Мы с удивлением узнали, какое счастливое превращение случилось с Бонапартом, или, лучше сказать, как умел он принудить к этому судьбу. Мать моя, погруженная в свое горе, не задумывалась, насколько разнились между собой слова и поступки молодого генерала. Для нее всего больше был отвратителен запах мокрых и грязных сапог, высыхающих перед огнем. Ей становилось тошно от этого до такой степени, что она часто выходила из комнаты и возвращалась не прежде, как сапоги его делались совершенно сухи. Но тут появлялся новый ужас (как будто нарочно для того, чтобы оскорблять все ее чувства): высохшая подошва производила нестерпимый скрип. Я понимаю это, потому что и сама не терплю этого скрипа. Но в несчастные наши времена ездить в фиакре стало роскошью, и, разумеется, те, кто с трудом мог оплатить свой обед, лишены были наслаждения скакать и брызгать грязью в других; они с философским спокойствием сами месили грязь. Мать моя согласилась, что эта причина довольно сильна; но тем не менее обыкновенно держала под носом опрысканный духами платок. Наконец Бонапарт заметил это и, стараясь угодить матери моей, просил нашу горничную заниматься чисткой его обуви, прежде нежели он входит в гостиную.

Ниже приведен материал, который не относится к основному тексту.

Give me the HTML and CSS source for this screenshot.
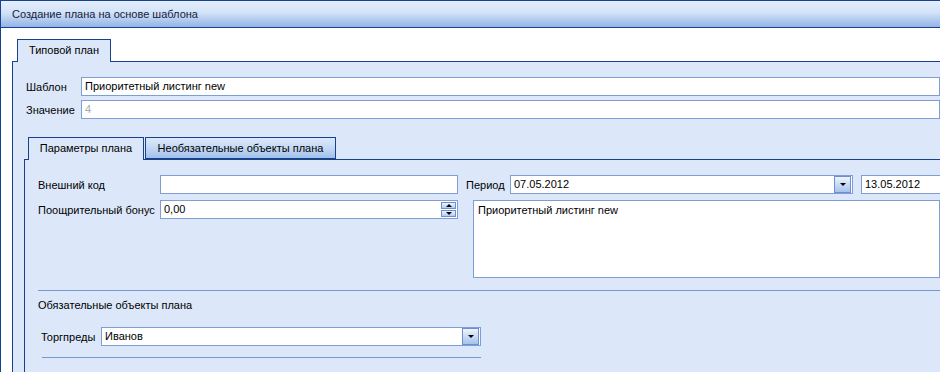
FILE: index.html
```html
<!DOCTYPE html>
<html lang="ru">
<head>
<meta charset="utf-8">
<link rel="stylesheet" href="styles.css">
</head>
<body>
<div class="window">
  <div class="titlebar">Создание плана на основе шаблона</div>
  <div class="client">
    <div class="tabs outer-tabs">
      <div class="tab active">Типовой план</div>
    </div>
    <div class="panel outer-panel">
      <div class="row first-row">
        <span class="lbl lbl-tpl">Шаблон</span>
        <div class="input grow">Приоритетный листинг new</div>
      </div>
      <div class="row second-row">
        <span class="lbl lbl-tpl">Значение</span>
        <div class="input grow disabled">4</div>
      </div>

      <div class="tabs inner-tabs">
        <div class="tab active">Параметры плана</div>
        <div class="tab inactive">Необязательные объекты плана</div>
      </div>
      <div class="panel inner-panel">
        <div class="params">
          <div class="col-left">
            <div class="field">
              <span class="lbl lbl-param">Внешний код</span>
              <div class="input param-input"></div>
            </div>
            <div class="field field-2">
              <span class="lbl lbl-param">Поощрительный бонус</span>
              <div class="input param-input spin-input">
                <span class="val">0,00</span>
                <span class="spin">
                  <span class="sbtn"><span class="tri up"></span></span>
                  <span class="sbtn"><span class="tri down"></span></span>
                </span>
              </div>
            </div>
          </div>
          <div class="col-right">
            <div class="field">
              <span class="lbl lbl-period">Период</span>
              <div class="input combo date-combo">
                <span class="val">07.05.2012</span>
                <span class="dbtn"><span class="tri down"></span></span>
              </div>
              <div class="input date-to">13.05.2012</div>
            </div>
            <div class="memo">Приоритетный листинг new</div>
          </div>
        </div>
        <div class="sep sep-long"></div>
        <div class="group-title">Обязательные объекты плана</div>
        <div class="field torg">
          <span class="lbl lbl-torg">Торгпреды</span>
          <div class="input combo torg-combo">
            <span class="val">Иванов</span>
            <span class="dbtn"><span class="tri down"></span></span>
          </div>
        </div>
        <div class="sep sep-short"></div>
      </div>
    </div>
  </div>
</div>
</body>
</html>
```

FILE: styles.css
```css
* { box-sizing: border-box; }
html, body {
  margin: 0;
  padding: 0;
  background: #ffffff;
  width: 940px;
  height: 372px;
  overflow: hidden;
}
body {
  font-family: "Liberation Sans", Arial, sans-serif;
  font-size: 11px;
  color: #000;
}
.window {
  width: 940px;
  height: 372px;
  border-left: 1px solid #15428b;
  display: flex;
  flex-direction: column;
}
.titlebar {
  height: 28px;
  flex: none;
  border-top: 1px solid #15428b;
  border-bottom: 1px solid #15428b;
  background: linear-gradient(to bottom, #e4eefc 0%, #d2e2f8 45%, #92b4e6 100%);
  padding-left: 11px;
  line-height: 26px;
  color: #15223b;
  white-space: nowrap;
}
.client {
  flex: 1;
  padding: 11px 0 0 11px;
  display: flex;
  flex-direction: column;
  min-height: 0;
}
.tabs {
  display: flex;
  flex: none;
  height: 23px;
  margin-bottom: -1px;
  position: relative;
  z-index: 1;
}
.tab {
  height: 23px;
  border: 1px solid #15428b;
  border-bottom: none;
  line-height: 21px;
  white-space: nowrap;
  text-align: center;
}
.tab.active {
  background: #dce8fa;
}
.tab.inactive {
  background: linear-gradient(to bottom, #dce9fb 0%, #c4d8f5 50%, #a2c0eb 100%);
  border-bottom: 1px solid #15428b;
  height: 22px;
  line-height: 20px;
  margin-left: 1px;
}
.outer-tabs { margin-left: 5px; }
.outer-tabs .tab { width: 94px; }
.panel {
  background: #dce8fa;
  border-top: 1px solid #15428b;
  border-left: 1px solid #15428b;
}
.outer-panel {
  flex: 1;
  padding-top: 15px;
  display: flex;
  flex-direction: column;
  min-height: 0;
}
.row {
  display: flex;
  align-items: center;
  height: 19px;
  padding-left: 13px;
}
.second-row { margin-top: 4px; }
.lbl {
  white-space: nowrap;
  flex: none;
}
.lbl-tpl { width: 55px; }
.input {
  height: 19px;
  border: 1px solid #7f9ed6;
  background: #fff;
  padding: 0 3px;
  line-height: 17px;
  white-space: nowrap;
  overflow: hidden;
}
.grow { flex: 1; }
.disabled { color: #a6aab0; }

.inner-tabs {
  margin-top: 18px;
  margin-left: 15px;
}
.inner-tabs .tab.active { width: 116px; }
.inner-tabs .tab.inactive { width: 191px; }
.inner-panel {
  flex: 1;
  margin-left: 11px;
  padding: 15px 0 0 13px;
  display: flex;
  flex-direction: column;
}
.params {
  display: flex;
  align-items: flex-start;
}
.col-left {
  width: 420px;
  flex: none;
}
.field {
  display: flex;
  align-items: center;
  height: 19px;
}
.field-2 { margin-top: 6px; }
.lbl-param { width: 122px; }
.param-input { width: 298px; }
.spin-input {
  display: flex;
  align-items: center;
  justify-content: space-between;
  padding-right: 1px;
}
.spin {
  display: flex;
  flex-direction: column;
  gap: 1px;
  width: 15px;
}
.sbtn {
  height: 7px;
  border: 1px solid #6d8fcf;
  background: linear-gradient(to bottom, #eef4fd, #b3cbef);
  display: flex;
  align-items: center;
  justify-content: center;
}
.tri {
  width: 0;
  height: 0;
  border-left: 3px solid transparent;
  border-right: 3px solid transparent;
}
.tri.down { border-top: 3px solid #000; }
.tri.up { border-bottom: 3px solid #000; }

.col-right {
  margin-left: 8px;
  flex: 1;
  min-width: 0;
}
.lbl-period { width: 44px; }
.combo {
  display: flex;
  align-items: center;
  justify-content: space-between;
  padding-right: 1px;
}
.date-combo { width: 343px; flex: none; }
.dbtn {
  width: 17px;
  height: 17px;
  border: 1px solid #6d8fcf;
  background: linear-gradient(to bottom, #eef4fd 0%, #c9dbf5 50%, #a6c2ec 100%);
  display: flex;
  align-items: center;
  justify-content: center;
}
.date-to {
  margin-left: 8px;
  flex: 1;
  min-width: 100px;
}
.memo {
  margin-top: 6px;
  margin-left: 7px;
  height: 78px;
  border: 1px solid #7f9ed6;
  background: #fff;
  padding: 2px 4px;
  line-height: 14px;
  white-space: nowrap;
}
.sep {
  height: 1px;
  background: #7396d4;
  flex: none;
}
.sep-long { margin-top: 12px; }
.group-title {
  margin-top: 7px;
  line-height: 14px;
  height: 14px;
}
.torg {
  margin-top: 15px;
  padding-left: 3px;
}
.lbl-torg { width: 60px; }
.torg-combo { width: 380px; flex: none; }
.sep-short {
  margin-top: 11px;
  margin-left: 4px;
  width: 439px;
}
```
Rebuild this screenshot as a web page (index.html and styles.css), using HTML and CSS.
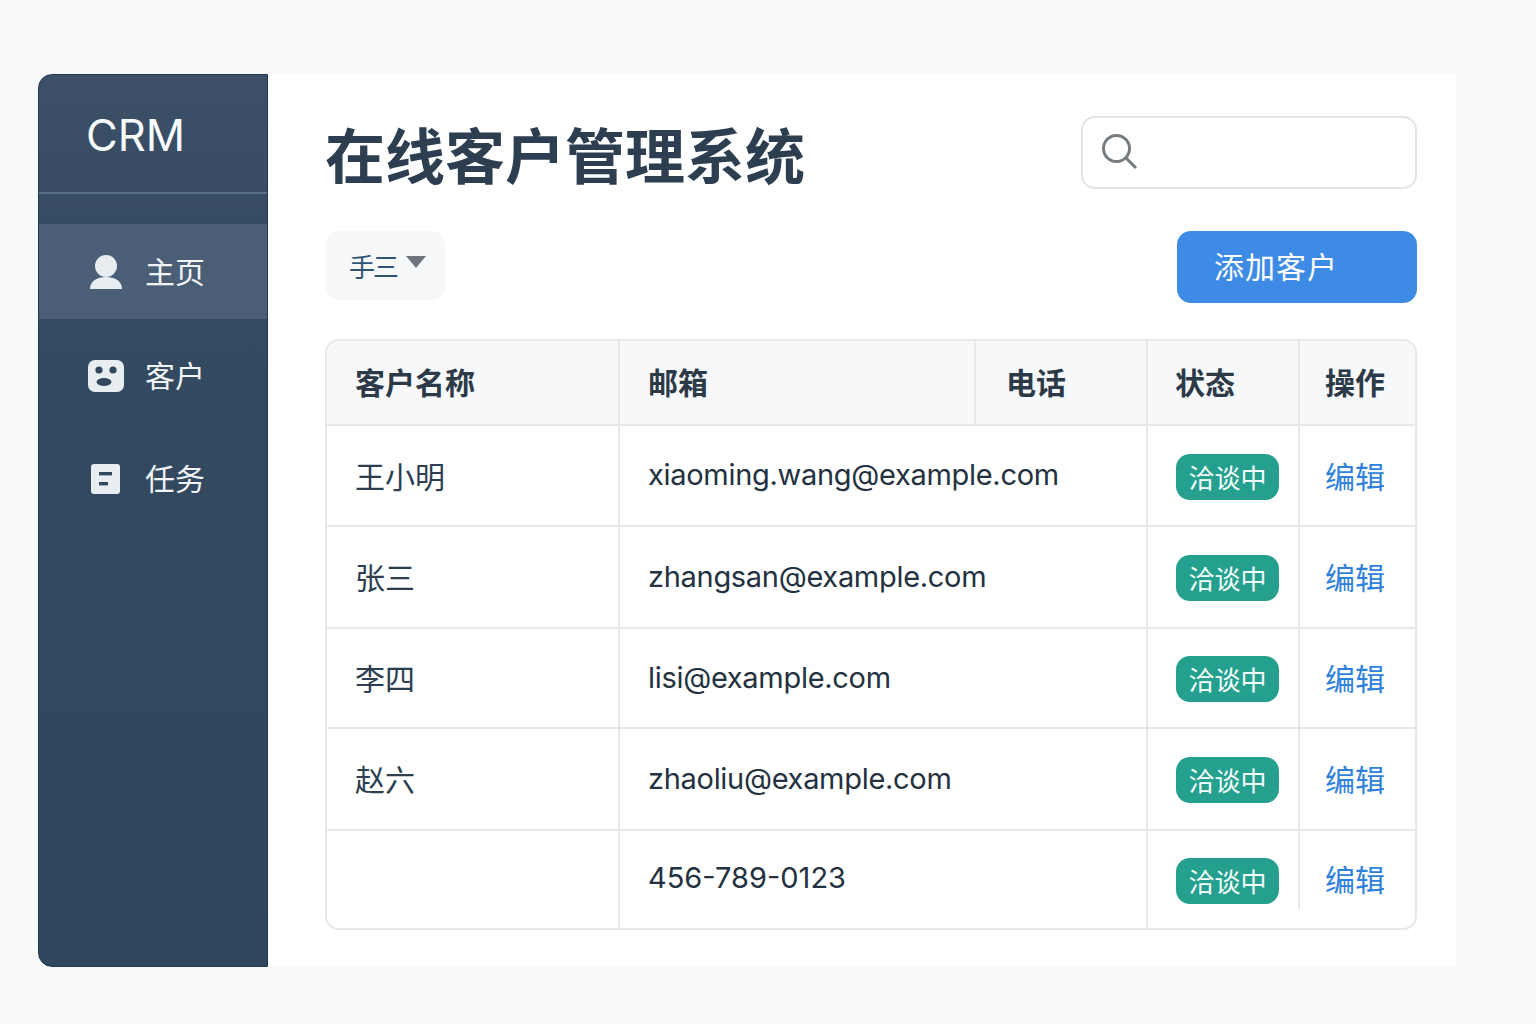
FILE: index.html
```html
<!DOCTYPE html>
<html lang="zh-CN">
<head>
<meta charset="utf-8">
<title>在线客户管理系统</title>
<link rel="stylesheet" href="styles.css">
</head>
<body>
<div class="app">
  <aside class="sidebar">
    <div class="brand">CRM</div>
    <nav class="nav">
      <a class="nav-item active">
        <svg class="nav-icon" viewBox="0 0 36 36"><circle cx="18" cy="12" r="11"/><path d="M2 35c0-8 7-12 16-12s16 4 16 12z"/></svg>
        <span class="nav-label">主页</span>
      </a>
      <a class="nav-item">
        <svg class="nav-icon" viewBox="0 0 36 36"><rect x="0" y="4" width="36" height="32" rx="7"/><circle cx="11" cy="14" r="3.6" class="cut"/><circle cx="25" cy="14" r="3.6" class="cut"/><ellipse cx="16" cy="26" rx="7.5" ry="4" class="cut"/></svg>
        <span>客户</span>
      </a>
      <a class="nav-item">
        <svg class="nav-icon" viewBox="0 0 36 36"><rect x="3" y="5" width="29" height="30" rx="3"/><rect x="11" y="13" width="13" height="3.4" class="cut"/><rect x="11" y="23" width="9" height="3.4" class="cut"/></svg>
        <span>任务</span>
      </a>
    </nav>
  </aside>
  <main class="main">
    <header class="top">
      <h1 class="title">在线客户管理系统</h1>
      <div class="search">
        <svg class="search-icon" viewBox="0 0 36 36"><circle cx="14.5" cy="14.5" r="13" /><path d="M24 24l10 10"/></svg>
      </div>
    </header>
    <div class="toolbar">
      <button class="filter"><span class="filter-text">手三</span><svg class="caret" viewBox="0 0 20 12"><path d="M0 0h20L10 12z"/></svg></button>
      <button class="add">添加客户</button>
    </div>
    <div class="table-wrap">
      <table class="table">
        <colgroup><col class="c1"><col class="c2"><col class="c3"><col class="c4"><col class="c5"></colgroup>
        <thead>
          <tr><th>客户名称</th><th>邮箱</th><th class="h-phone">电话</th><th class="h-status">状态</th><th class="h-action">操作</th></tr>
        </thead>
        <tbody>
          <tr class="r1"><td class="txt">王小明</td><td class="txt email" colspan="2">xiaoming.wang@example.com</td><td class="status"><span class="badge">洽谈中</span></td><td class="txt action"><a class="link">编辑</a></td></tr>
          <tr class="r2"><td class="txt">张三</td><td class="txt email" colspan="2">zhangsan@example.com</td><td class="status"><span class="badge">洽谈中</span></td><td class="txt action"><a class="link">编辑</a></td></tr>
          <tr class="r3"><td class="txt">李四</td><td class="txt email" colspan="2">lisi@example.com</td><td class="status"><span class="badge">洽谈中</span></td><td class="txt action"><a class="link">编辑</a></td></tr>
          <tr class="r4"><td class="txt">赵六</td><td class="txt email" colspan="2">zhaoliu@example.com</td><td class="status"><span class="badge">洽谈中</span></td><td class="txt action"><a class="link">编辑</a></td></tr>
          <tr class="r5"><td></td><td class="txt phone" colspan="2">456-789-0123</td><td class="status"><span class="badge">洽谈中</span></td><td class="txt action action-last"><a class="link">编辑</a></td></tr>
        </tbody>
      </table>
    </div>
  </main>
</div>
</body>
</html>
```
FILE: styles.css
```css
* { box-sizing: border-box; }
html, body { height: 100%; }
body {
  margin: 0;
  background: #f9f9fa;
  font-family: Inter, "Noto Sans CJK SC", sans-serif;
  color: #2c3e50;
  padding: 74px 80px 57px 38px;
}
.app { display: flex; height: 893px; }
.sidebar {
  width: 230px;
  flex: none;
  background: linear-gradient(#3c5067 0, #344a60 200px, #30465c 100%);
  border: 1px solid #1f3a57;
  border-radius: 14px 0 0 14px;
  color: #fff;
}
.brand {
  height: 119px;
  padding: 33px 0 0 47px;
  font-size: 43.5px;
  line-height: 54px;
  font-weight: 400;
  border-bottom: 2px solid #566d83;
  color: #f8fbfd;
}
.nav { margin-top: 30px; display: flex; flex-direction: column; gap: 7px; }
.nav-item {
  height: 96px;
  display: flex;
  align-items: center;
  padding-left: 49px;
  gap: 21px;
  font-size: 30px;
  color: #f1f5f8;
}
.nav-item.active { background: #4a5f75; height: 95px; }
.nav-label { padding-bottom: 4px; }
.nav-icon { width: 36px; height: 36px; fill: #e8edf2; flex: none; }
.nav-icon .cut { fill: #31475d; }
.main {
  flex: 1;
  background: #fff;
  padding: 42px 39px 37px 57px;
  display: flex;
  flex-direction: column;
}
.top { display: flex; justify-content: space-between; align-items: center; height: 72px; }
.title {
  margin: 0;
  font-size: 60px;
  line-height: 72px;
  font-weight: 700;
  color: #2c3e50;
  position: relative;
  top: 5px;
}
.search {
  width: 336px;
  height: 73px;
  border: 2px solid #e2e4e6;
  border-radius: 14px;
  background: #fff;
  display: flex;
  align-items: center;
  padding-left: 19px;
}
.search-icon { width: 36px; height: 36px; fill: none; stroke: #757b7f; stroke-width: 3; }
.toolbar { display: flex; justify-content: space-between; margin-top: 43px; height: 72px; }
.filter {
  width: 119px;
  height: 69px;
  margin-left: 1px;
  border: 0;
  border-radius: 14px;
  background: #f5f7f9;
  display: flex;
  align-items: center;
  padding: 0 0 0 23px;
  gap: 9px;
  font-family: inherit;
}
.filter-text { font-size: 26px; color: #2f5478; letter-spacing: -2px; }
.caret { width: 20px; height: 12px; fill: #6c757d; margin-bottom: 8px; }
.add {
  width: 240px;
  height: 72px;
  border: 0;
  border-radius: 14px;
  background: #3d8be4;
  color: #fff;
  font-family: inherit;
  font-size: 30px;
  letter-spacing: 1px;
  text-align: left;
  padding: 0 0 4px 37px;
}
.table-wrap {
  margin-top: 36px;
  width: 1092px;
  height: 591px;
  border: 2px solid #e6e8ea;
  border-radius: 14px;
  overflow: hidden;
}
.table {
  width: 1088px;
  height: 100%;
  table-layout: fixed;
  border-collapse: separate;
  border-spacing: 0;
}
.c1 { width: 291px; }
.c2 { width: 356px; }
.c3 { width: 172px; }
.c4 { width: 152px; }
.c5 { width: 117px; }
th, td { padding: 0 0 0 28px; border-left: 2px solid #e6e8ea; text-align: left; }
th:first-child, td:first-child { border-left: 0; }
th {
  height: 85px;
  background: #f6f8fa;
  font-size: 30px;
  font-weight: 700;
  color: #2c3a48;
  border-bottom: 2px solid #e6e8ea;
  padding-bottom: 4px;
}
.h-phone { padding-left: 30px; }
.h-status { padding-left: 27px; }
.h-action { padding-left: 25px; }
td { font-size: 30px; font-weight: 400; color: #2c3e50; border-bottom: 2px solid #e6e8ea; }
td.txt { padding-bottom: 2px; }
td.status { padding-top: 2px; }
.email { font-size: 29px; letter-spacing: -0.3px; color: #233140; }
.phone { font-size: 29px; color: #233140; }
.r1 td { height: 101px; }
.r2 td { height: 102px; }
.r3 td { height: 100px; }
.r4 td { height: 102px; }
tr:last-child td { border-bottom: 0; }
.r5 .txt { padding-bottom: 4px; }
.badge {
  display: inline-block;
  width: 103px;
  height: 46px;
  border-radius: 14px;
  background: #25a08e;
  color: #f4fffc;
  font-size: 26px;
  line-height: 50px;
  text-align: center;
  vertical-align: middle;
}
td.action { padding-left: 25px; }
.link { color: #2f7fdc; }
td.action-last {
  border-left: 0;
  padding-left: 27px;
  background: linear-gradient(#e6e8ea, #e6e8ea) left top / 2px 78px no-repeat;
}
```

Эта подробность, ничтожная сама по себе и не стоящая внимания, любопытна, если вспомнить, к какому человеку она относится.
Но после 13 вандемьера нечего было и думать о грязных сапогах. Бонапарт теперь ездил, и не иначе как в прекрасном экипаже, а жил в хорошем доме на улице Капуцинов. Словом, он сделался важным, необходимым лицом, и все это без предуготовлений, без шуму, как будто взмахом волшебной палочки. Он приезжал к нам каждый день, с прежней дружбой и непринужденностью; иногда, но очень редко, привозил одного из своих адъютантов — Жюно или Мюирона — или своего дядю Феша, тихого и благожелательного в обращении человека. Но это, как я сказала, случалось редко. Я и Жюно никак не могли тогда подумать, что некогда брак соединит нас. Все чаще являлся с Бонапартом некто Шове. Не помню теперь, кто это был, но знаю, что Бонапарт очень любил этого человека, тихого и весьма обыкновенного в разговоре.
Тогда в Париже, более чем в других местах, распространился голод: страдали от недостатка в хлебе, но подвоз и другого рода припасов становился затруднительным. Какая эпоха! Боже великий! Какое время! Бедность ужасала! Падение ценности ассигнаций усиливалось соразмерно бедствию. Простой народ не работал, умирал с голоду на своих чердаках или соединялся в шайки разбойников и грабителей, которые начинали появляться в провинциях. Да и в Париже не были от них в безопасности.